Sur 1 Corinthiens 12,31 – 13,13
L’amour prend patience
Saint Jean Chrysostome
Homélies sur les deux lettres aux Corinthiens, OC 17, p. 140s

Ce par quoi commence l’apôtre Paul, ce qu’il donne comme la première cause et la racine de tous les biens, c’est la patience. La patience, en effet, est la source de la sagesse. Voilà pourquoi le sage disait : L’homme patient manifeste une grande sagesse ; l’homme emporté fait preuve d’une grande folie (Proverbes 13,29). Il déclarait ailleurs la patience plus terrible qu’une ville forte, c’est une armure invincible, une tour inexpugnable contre laquelle les traits ennemis ne peuvent rien. Qu’est une étincelle tombant dans un abîme ? Elle s’éteint sans porter de dommage. Ainsi en est-il d’un événement imprévu sur une âme patiente : il disparaît sans la troubler un moment. Rien ne peut prévaloir contre la patience ; rien n’est fort comme elle. La patience nous établit dans un port assuré où nous goûtons la tranquillité la plus profonde. Qu’importent les épreuves, elles n’ébranlent pas le roc. Qu’importe les outrages que ne renversent pas la tour, qu’importe les maux qui ne peuvent rien contre le diamant. Car la charité est patiente, elle sait attendre et partout s’élever ; ces deux choses se confondent facilement. Tel est le premier avantage de la charité, source intarissable de bienfaits pour ceux qui la possèdent.
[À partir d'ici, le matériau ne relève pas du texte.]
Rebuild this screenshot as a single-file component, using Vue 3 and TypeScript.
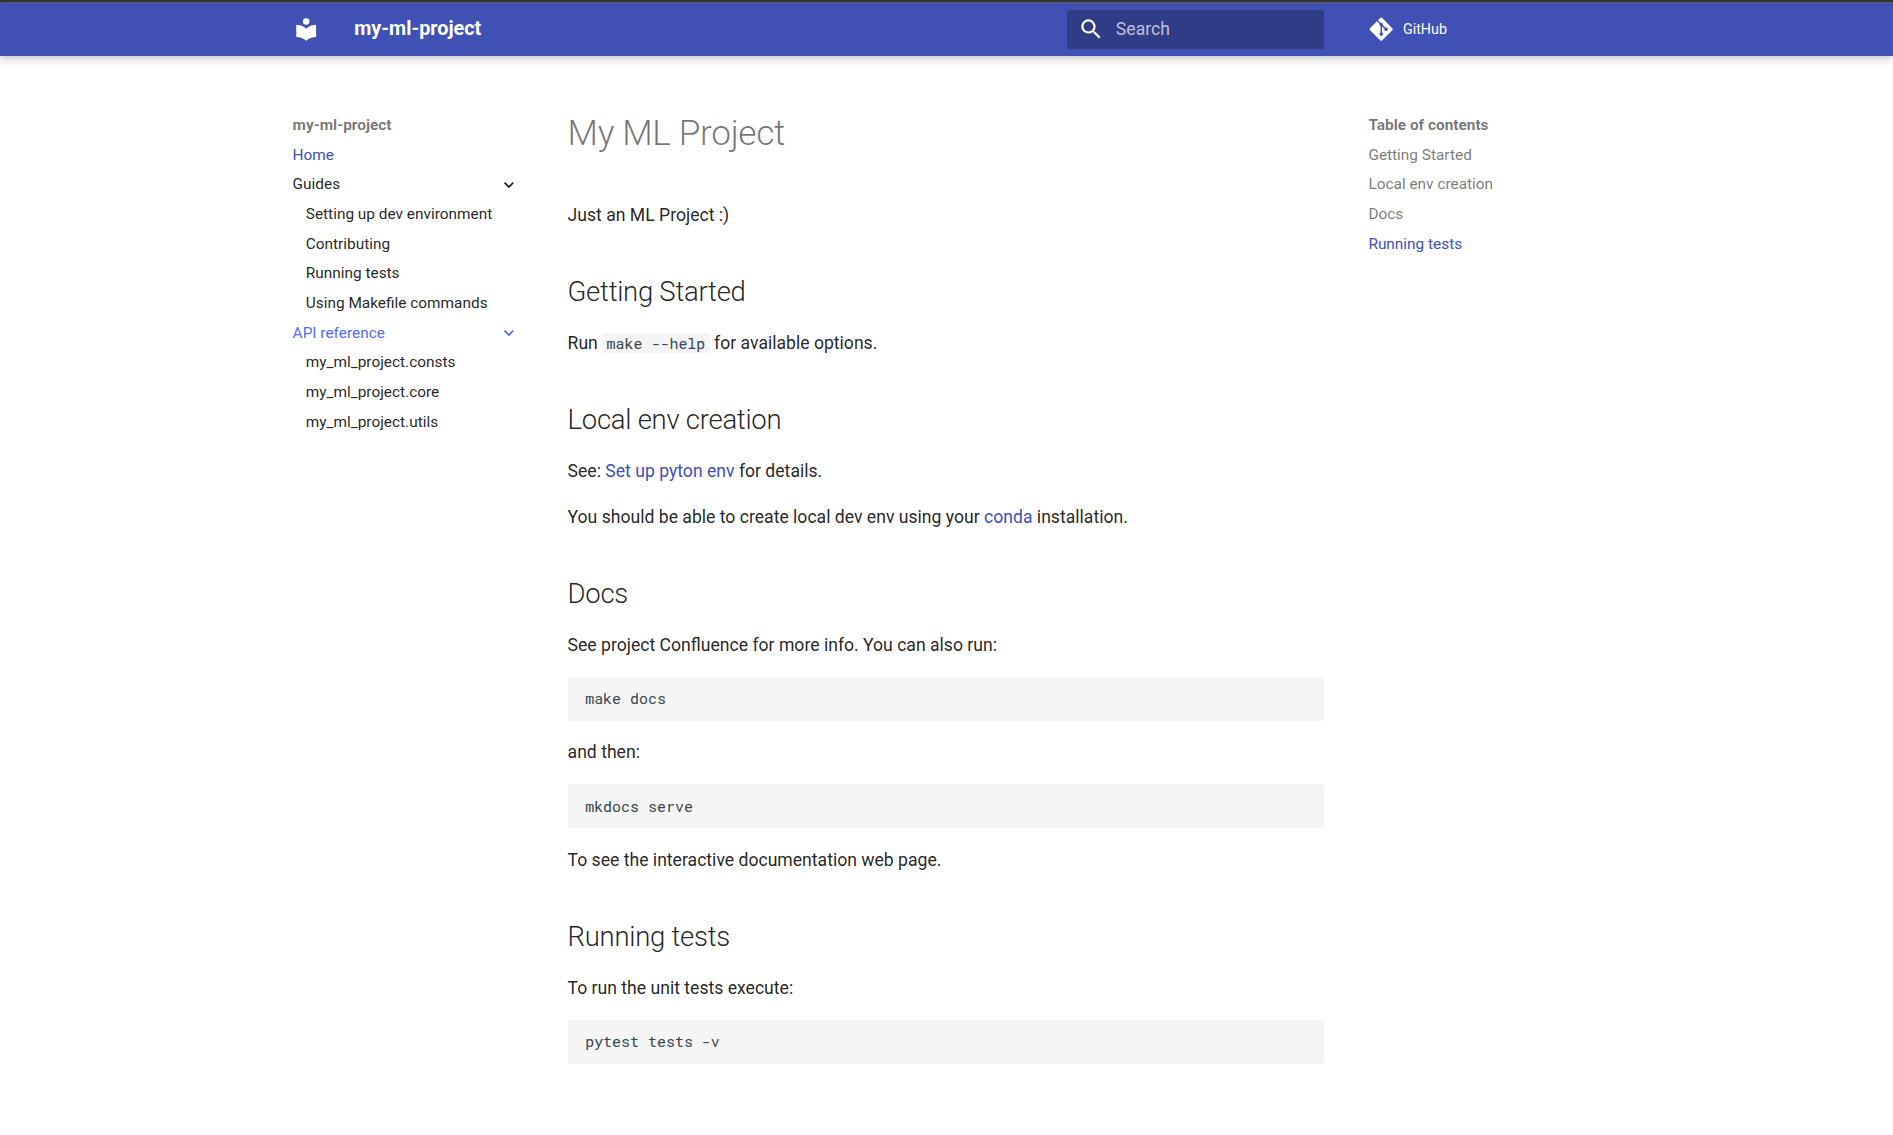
<script setup lang="ts">
interface NavItem {
  title: string
  state?: 'active' | 'hover'
  children?: string[]
}

const nav: NavItem[] = [
  { title: 'Home', state: 'active' },
  {
    title: 'Guides',
    children: ['Setting up dev environment', 'Contributing', 'Running tests', 'Using Makefile commands'],
  },
  {
    title: 'API reference',
    state: 'hover',
    children: ['my_ml_project.consts', 'my_ml_project.core', 'my_ml_project.utils'],
  },
]

const toc: string[] = ['Getting Started', 'Local env creation', 'Docs', 'Running tests']
const currentSection = 'Running tests'
</script>

<template>
  <div class="page">
    <div class="topline"></div>
    <header class="header">
      <div class="header-inner">
        <a class="logo">
          <svg viewBox="0 0 24 24"><path d="M12 8a3 3 0 0 0 3-3 3 3 0 0 0-3-3 3 3 0 0 0-3 3 3 3 0 0 0 3 3m0 3.54C9.64 9.35 6.5 8 3 8v11c3.5 0 6.64 1.35 9 3.54 2.36-2.19 5.5-3.54 9-3.54V8c-3.5 0-6.64 1.35-9 3.54z" /></svg>
        </a>
        <div class="title">my-ml-project</div>
        <div class="search">
          <svg viewBox="0 0 24 24"><path d="M9.5 3A6.5 6.5 0 0 1 16 9.5c0 1.61-.59 3.09-1.56 4.23l.27.27h.79l5 5-1.5 1.5-5-5v-.79l-.27-.27A6.516 6.516 0 0 1 9.5 16 6.5 6.5 0 0 1 3 9.5 6.5 6.5 0 0 1 9.5 3m0 2C7 5 5 7 5 9.5S7 14 9.5 14 14 12 14 9.5 12 5 9.5 5z" /></svg>
          <span>Search</span>
        </div>
        <a class="source">
          <svg viewBox="0 0 448 512"><path d="M439.55 236.05 244 40.45a28.87 28.87 0 0 0-40.81 0l-40.66 40.63 51.52 51.52c27.06-9.14 52.68 16.77 43.39 43.68l49.66 49.66c34.23-11.8 61.18 31 35.47 56.69-26.49 26.49-70.21-2.87-56-37.34L240.22 199v121.85c25.3 12.54 22.26 41.85 9.08 55a34.34 34.34 0 0 1-48.55 0c-17.57-17.6-11.07-46.91 11.25-56v-123c-20.8-8.51-24.6-30.74-18.64-45L142.57 101 8.45 235.14a28.86 28.86 0 0 0 0 40.81l195.61 195.6a28.86 28.86 0 0 0 40.8 0l194.69-194.69a28.86 28.86 0 0 0 0-40.81z" /></svg>
          <span>GitHub</span>
        </a>
      </div>
    </header>

    <div class="main">
      <nav class="sidebar">
        <div class="nav-title">my-ml-project</div>
        <ul>
          <li v-for="item in nav" :key="item.title">
            <a class="nav-link" :class="item.state">
              <span>{{ item.title }}</span>
              <svg v-if="item.children" class="chevron" viewBox="0 0 24 24"><path d="M8.59 16.58 13.17 12 8.59 7.41 10 6l6 6-6 6-1.41-1.42z" /></svg>
            </a>
            <ul v-if="item.children" class="nested">
              <li v-for="child in item.children" :key="child"><a class="nav-link">{{ child }}</a></li>
            </ul>
          </li>
        </ul>
      </nav>

      <article class="content">
        <h1>My ML Project</h1>
        <p>Just an ML Project :)</p>
        <h2>Getting Started</h2>
        <p>Run <code>make --help</code> for available options.</p>
        <h2>Local env creation</h2>
        <p>See: <a>Set up pyton env</a> for details.</p>
        <p>You should be able to create local dev env using your <a>conda</a> installation.</p>
        <h2>Docs</h2>
        <p>See project Confluence for more info. You can also run:</p>
        <pre><code>make docs</code></pre>
        <p>and then:</p>
        <pre><code>mkdocs serve</code></pre>
        <p>To see the interactive documentation web page.</p>
        <h2>Running tests</h2>
        <p>To run the unit tests execute:</p>
        <pre><code>pytest tests -v</code></pre>
      </article>

      <nav class="sidebar toc">
        <div class="nav-title">Table of contents</div>
        <ul>
          <li v-for="entry in toc" :key="entry">
            <a class="nav-link" :class="{ active: entry === currentSection }">{{ entry }}</a>
          </li>
        </ul>
      </nav>
    </div>
  </div>
</template>

<style>
html {
  font-size: 22px;
}
body {
  background: #fff;
}
</style>

<style scoped>
.page {
  min-height: 1135px;
  color: rgba(0, 0, 0, 0.87);
  font-family: Roboto, 'Liberation Sans', sans-serif;
  -webkit-font-smoothing: antialiased;
}
.topline {
  box-sizing: border-box;
  height: 3px;
  background: #333;
  border-bottom: 1px solid #64645f;
}
.header {
  height: 2.4rem;
  background: #4051b5;
  color: #fff;
  box-shadow: 0 0 0.2rem #0000001a, 0 0.2rem 0.4rem #0003;
}
.header-inner,
.main {
  box-sizing: border-box;
  width: 61rem;
  margin: 0 auto 0 calc(50% - 30.5rem - 0.5px);
  display: flex;
}
.header-inner {
  height: 100%;
  align-items: center;
  padding: 0 0.2rem;
}
svg {
  display: block;
  fill: currentColor;
  width: 1.2rem;
  height: 1.2rem;
  flex: none;
}
.logo {
  margin: 0.2rem;
  padding: 0.4rem;
}
.title {
  flex: 1;
  margin-left: 1rem;
  font-size: 0.9rem;
  font-weight: 700;
  line-height: 2.4rem;
}
.search {
  box-sizing: border-box;
  width: 11.7rem;
  height: 1.8rem;
  padding-left: 0.5rem;
  display: flex;
  align-items: center;
  gap: 0.52rem;
  border-radius: 0.1rem;
  background: #00000042;
  font-size: 0.8rem;
}
.search span {
  color: #ffffffb3;
}
.source {
  box-sizing: border-box;
  width: 11.7rem;
  margin-left: 1.4rem;
  padding-left: 0.6rem;
  display: flex;
  align-items: center;
  gap: 0.37rem;
  font-size: 0.65rem;
}
.main {
  margin-top: 1.5rem;
  align-items: flex-start;
}
.sidebar {
  box-sizing: border-box;
  width: 12.1rem;
  flex: none;
  padding: 1.2rem 1rem 1.2rem 0.8rem;
  font-size: 0.7rem;
  line-height: 1.3;
}
.nav-title {
  font-weight: 700;
  color: rgba(0, 0, 0, 0.54);
}
ul {
  list-style: none;
  margin: 0;
  padding: 0;
}
.nested {
  padding-left: 0.6rem;
}
.nav-link {
  display: flex;
  justify-content: space-between;
  margin-top: 0.625em;
}
.chevron {
  width: 0.9rem;
  height: 0.9rem;
  margin: 0.5px 0 -0.5px;
  transform: rotate(90deg);
}
.toc .nav-link {
  color: rgba(0, 0, 0, 0.54);
}
.nav-link.active,
.toc .nav-link.active {
  color: #4051b5;
}
.nav-link.hover {
  color: #526cfe;
}
.content {
  flex: 1;
  margin: 0 1.2rem;
  padding-top: 1rem;
  font-size: 0.8rem;
  line-height: 1.6;
}
h1 {
  margin: 0 0 1.25em;
  font-size: 2em;
  font-weight: 300;
  line-height: 1.3;
  letter-spacing: -0.01em;
  color: rgba(0, 0, 0, 0.54);
}
h2 {
  margin: 1.6em 0 0.64em;
  font-size: 1.5625em;
  font-weight: 300;
  line-height: 1.4;
  letter-spacing: -0.01em;
}
p {
  margin: 1em 0;
}
.content a {
  color: #4051b5;
}
code {
  padding: 0 0.2941176471em;
  border-radius: 0.1rem;
  background: #f5f5f5;
  color: #36464e;
  font-family: 'Roboto Mono', 'DejaVu Sans Mono', monospace;
  font-size: 0.85em;
}
pre {
  margin: 1em 0;
  line-height: 1.4;
}
pre code {
  display: block;
  padding: 0.7720588235em 1.1764705882em;
}
</style>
N’alléguez pas ces endurcis qui, agissant mal et s’endormant dans le mal, deviennent pire qu’ils n’étaient. La faute n’en est pas à la patience, mais au mauvais usage qu’on en fait. Au lieu de ceux-là, parlez-moi de ces âmes pleines de douceur, qui retirent du spectacle de la patience de grands avantages. Un homme qui fait le mal sans remords, en considérant la sagesse d’une âme patiente, se sentira lui-même porté à la sagesse. Quand la patience traite avec bonté, avec douceur les âmes pleines de colère, ce n’est pas pour attiser, mais pour éteindre le feu qui les consume ; elle s’efforce de soulager et de guérir les plaies de la colère, non seulement par la générosité de sa résignation, mais encore par ses soins et ses conseils. L’envie n’est pas toujours séparée de la patience, elle l’accompagne et la déprave souvent ; mais la patience, parce qu’elle est charitable, échappe à ce défaut. On peut être patient et céder cependant à l’orgueil ; par la charité, on n’a rien à redouter de semblable.